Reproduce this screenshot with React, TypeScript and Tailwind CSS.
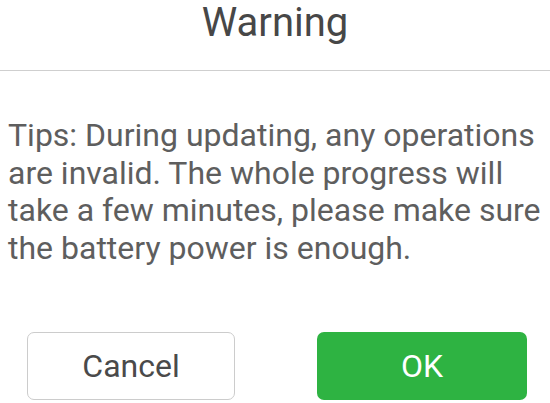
export default function App() {
  return (
    <div className="h-[403px] w-[550px] overflow-hidden bg-white font-['Roboto',sans-serif]">
      <div className="h-[70px] pt-[3px] text-center text-[40px] leading-none text-[#474747]">
        Warning
      </div>
      <div className="h-px bg-[#cfcfcf]" />
      <p className="pl-[8px] pt-[46px] text-[32px] leading-[37.5px] text-[#5e5e5e]">
        Tips: During updating, any operations are invalid. The whole progress will take a few minutes, please make sure the battery power is enough.
      </p>
      <div className="mt-[65px] flex justify-between pl-[27px] pr-[23px]">
        <button className="h-[68px] w-[208px] rounded-[7px] border border-[#cccccc] bg-white text-[32px] text-[#4a4a4a]">
          Cancel
        </button>
        <button className="h-[68px] w-[210px] rounded-[7px] bg-[#2eb342] text-[32px] text-white">
          OK
        </button>
      </div>
    </div>
  );
}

☆ ☆ ☆ ☆ ☆

■ STATED EXERCISE ■
Quote every line word for word and keep the images out of the copy.

■ RESULT FOR THIS EXERCISE ■
Reproduce this screenshot with React, TypeScript and Tailwind CSS.
export default function App() {
  return (
    <div className="h-[403px] w-[550px] overflow-hidden bg-white font-['Roboto',sans-serif]">
      <div className="h-[70px] pt-[3px] text-center text-[40px] leading-none text-[#474747]">
        Warning
      </div>
      <div className="h-px bg-[#cfcfcf]" />
      <p className="pl-[8px] pt-[46px] text-[32px] leading-[37.5px] text-[#5e5e5e]">
        Tips: During updating, any operations are invalid. The whole progress will take a few minutes, please make sure the battery power is enough.
      </p>
      <div className="mt-[65px] flex justify-between pl-[27px] pr-[23px]">
        <button className="h-[68px] w-[208px] rounded-[7px] border border-[#cccccc] bg-white text-[32px] text-[#4a4a4a]">
          Cancel
        </button>
        <button className="h-[68px] w-[210px] rounded-[7px] bg-[#2eb342] text-[32px] text-white">
          OK
        </button>
      </div>
    </div>
  );
}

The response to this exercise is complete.